Alexander, who works as an IT manager at Chicago State University, said there was a place for teams made up of a great talents from a larger footprint, and it's on travel baseball teams. He's right. Those teams can be expensive, a fact that causes lower-income kids to be left out. The White Sox ACE program has made headway in providing opportunities on the South Side, and several JRW kids play for the ACE program, which regularly puts kids in college programs.

To call JRW a "super team" seems like a bit of a stretch, especially when you consider the built-in disadvantages of any baseball team formed in south Chicago. Just because a couple of kids came from surrounding leagues, it didn't create a traditional Little League power, where little Johnny has two-full time coaches and the best equipment money can buy.

The kids are preteens, so you can't quite count on them on a day-to-day basis. You don't think a Las Vegas team should beat a team from Chicago? Forget economics, think about the practice advantages a team in Vegas has over one in Chicago?

I think most people figured JRW would be knocked out after the initial double-elimination format. If that happened, there's no story.

But they won. I'm willing to surmise the folks who fudged the boundaries never imagined how far this team would go.

But no, JRW's championship happened. It beat Las Vegas, whose administrators pushed for their U.S. title to be vacated, fair and square. On the field.

Alexander says he hopes everyone learned a lesson from this affair, how cheating is wrong, that kind of stuff.
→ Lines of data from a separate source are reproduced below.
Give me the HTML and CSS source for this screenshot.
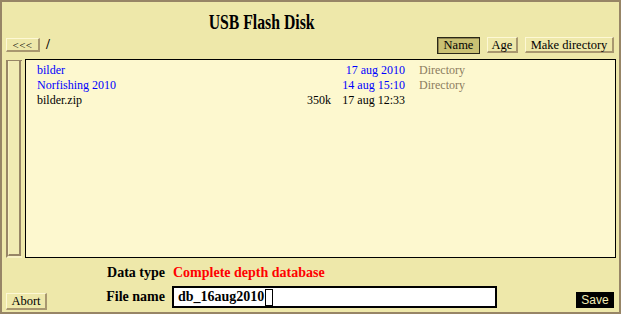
FILE: index.html
```html
<!DOCTYPE html>
<html>
<head>
<meta charset="utf-8">
<link rel="stylesheet" href="styles.css">
</head>
<body>
<div class="frame">
  <div class="title"><span class="title-text">USB Flash Disk</span></div>
  <div class="toolbar">
    <button class="btn btn-back">&lt;&lt;&lt;</button>
    <span class="path">/</span>
    <span class="spacer"></span>
    <div class="sort">
      <button class="btn btn-active">Name</button>
      <button class="btn btn-age">Age</button>
      <button class="btn btn-mkdir">Make directory</button>
    </div>
  </div>
  <div class="main">
    <div class="scroll"><div class="thumb"></div></div>
    <div class="list">
      <div class="row dir"><span class="name">bilder</span><span class="size"></span><span class="date">17 aug 2010</span><span class="type">Directory</span></div>
      <div class="row dir"><span class="name">Norfishing 2010</span><span class="size"></span><span class="date">14 aug 15:10</span><span class="type">Directory</span></div>
      <div class="row file"><span class="name">bilder.zip</span><span class="size">350k</span><span class="date">17 aug 12:33</span><span class="type"></span></div>
    </div>
  </div>
  <div class="bottom">
    <div class="label">Data type</div>
    <div class="value-red">Complete depth database</div>
    <div></div>
    <div class="label-cell"><button class="btn btn-abort">Abort</button><span class="label">File name</span></div>
    <div class="input"><span class="input-text">db_16aug2010</span><span class="cursor"></span></div>
    <div class="save-cell"><button class="btn-save">Save</button></div>
  </div>
</div>
</body>
</html>
```
FILE: styles.css
```css
html, body {
  margin: 0;
  padding: 0;
}
body {
  width: 621px;
  height: 314px;
  overflow: hidden;
  font-family: "Liberation Serif", "Times New Roman", serif;
}
.frame {
  box-sizing: border-box;
  width: 621px;
  height: 314px;
  border: 2px solid #978566;
  background: #eee8aa;
  display: flex;
  flex-direction: column;
}
.title {
  padding-top: 8px;
  padding-right: 97px;
  height: 26px;
  line-height: 24px;
  text-align: center;
}
.title-text {
  display: inline-block;
  font-size: 21px;
  font-weight: bold;
  color: #000;
  transform: scaleX(0.75);
}
.toolbar {
  height: 18px;
  display: flex;
  align-items: center;
  padding: 0 5px 0 4px;
  gap: 6px;
}
.spacer {
  flex: 1;
}
.sort {
  display: flex;
  align-items: center;
  gap: 7px;
}
.btn {
  box-sizing: border-box;
  font-family: "Liberation Serif", "Times New Roman", serif;
  font-size: 12.5px;
  line-height: 12px;
  color: #000;
  background: #eee8aa;
  border-style: solid;
  border-width: 1px 2px 2px 1px;
  border-color: #fdf8d4 #a8976f #a8976f #fdf8d4;
  padding: 0;
  height: 16px;
  margin: 0;
}
.btn-back {
  height: 14px;
  width: 34px;
  font-size: 11px;
  letter-spacing: 0.5px;
}
.path {
  font-size: 14px;
  font-weight: bold;
}
.btn-active {
  height: 17px;
  width: 43px;
  background: #cac173;
  border: 1px solid #2a2818;
  box-shadow: inset 1px 1px 0 #8e8350;
}
.btn-age {
  width: 31px;
}
.btn-mkdir {
  width: 89px;
}
.main {
  margin-top: 5px;
  height: 199px;
  display: flex;
  padding: 0 3px 0 4px;
  gap: 3px;
}
.scroll {
  box-sizing: border-box;
  width: 16px;
  margin-top: 1px;
  border-left: 2px solid #978566;
  border-top: 1px solid #978566;
  border-bottom: 2px solid #f8f2c4;
  background: #eee8aa;
  display: flex;
}
.thumb {
  flex: 1;
  border-left: 1px solid #f8f2c4;
  border-right: 2px solid #978566;
  border-bottom: 2px solid #978566;
  margin-right: 1px;
  background: #f1ebb3;
}
.list {
  flex: 1;
  box-sizing: border-box;
  border: 1px solid #000;
  background: #fdf8cf;
  padding-top: 3px;
  font-size: 12px;
  line-height: 15px;
}
.row {
  display: grid;
  grid-template-columns: 254px 51px 74px 1fr;
}
.name {
  padding-left: 11px;
}
.size, .date {
  text-align: right;
}
.type {
  padding-left: 14px;
  color: #8c7c5e;
}
.dir {
  color: #0000ff;
}
.file {
  color: #000;
}
.bottom {
  display: grid;
  grid-template-columns: 159px 325px 1fr;
  column-gap: 7px;
  row-gap: 4px;
  padding: 6px 5px 0 4px;
}
.label {
  font-size: 14px;
  font-weight: bold;
  line-height: 18px;
  text-align: right;
}
.value-red {
  font-size: 14px;
  font-weight: bold;
  line-height: 18px;
  color: #ff0000;
  padding-left: 1px;
}
.label-cell {
  display: flex;
  justify-content: space-between;
  align-items: center;
  height: 22px;
}
.label-cell .label {
  margin-top: -1px;
}
.btn-abort {
  height: 17px;
  width: 41px;
  margin-top: 8px;
}
.input {
  box-sizing: border-box;
  height: 22px;
  width: 325px;
  background: #fff;
  border: 2px solid #000;
  display: flex;
  align-items: center;
  padding-left: 4px;
}
.input-text {
  font-size: 14px;
  font-weight: bold;
  line-height: 16px;
}
.cursor {
  box-sizing: border-box;
  width: 8px;
  height: 17px;
  border: 1px solid #000;
  margin-left: 1px;
}
.save-cell {
  display: flex;
  justify-content: flex-end;
  align-items: flex-end;
}
.btn-save {
  box-sizing: border-box;
  height: 16px;
  width: 38px;
  padding: 0;
  border: none;
  background: #000;
  color: #f4eeb8;
  font-family: "Liberation Sans", Arial, sans-serif;
  font-size: 12px;
  line-height: 16px;
}
```
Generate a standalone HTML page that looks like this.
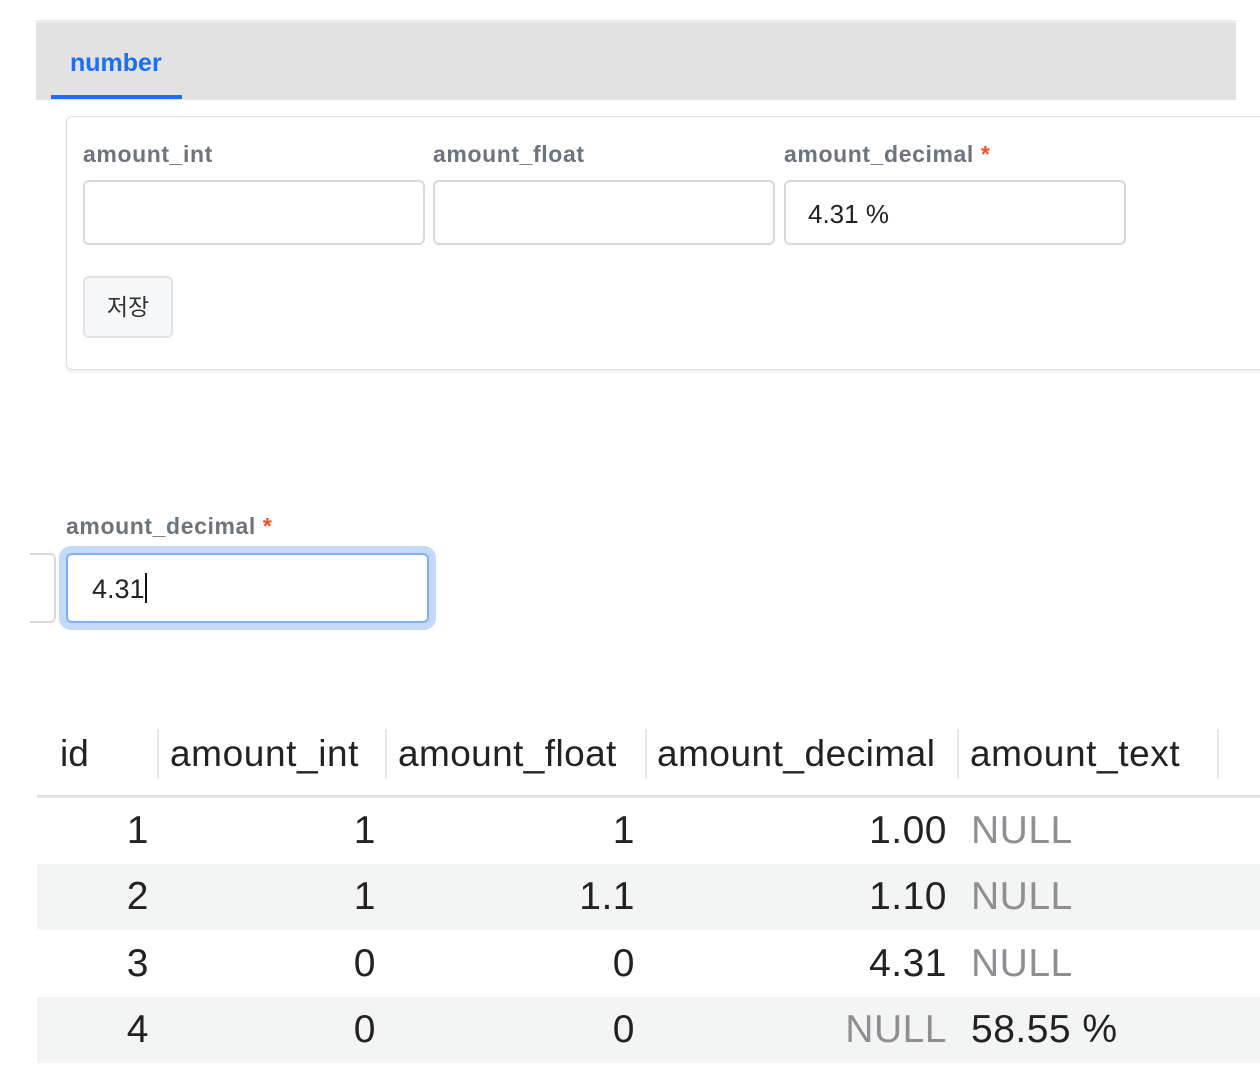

But those kind of platitudes get thrown around every time an amateur team is penalized for adults breaking the rules.

The only lesson is the obvious one. People cheat, sometimes they get caught. If you can't figure out how to explain that to your kids, think a little harder. This story won't stop the next person who tries a similar scam, they'll just try a little harder to cover it up.

But I know what I saw last summer. A fine youth baseball team, regardless of which district they were from, making an entire city proud.

I don't like the ending, but I hope those kids cherish their memories of the journey.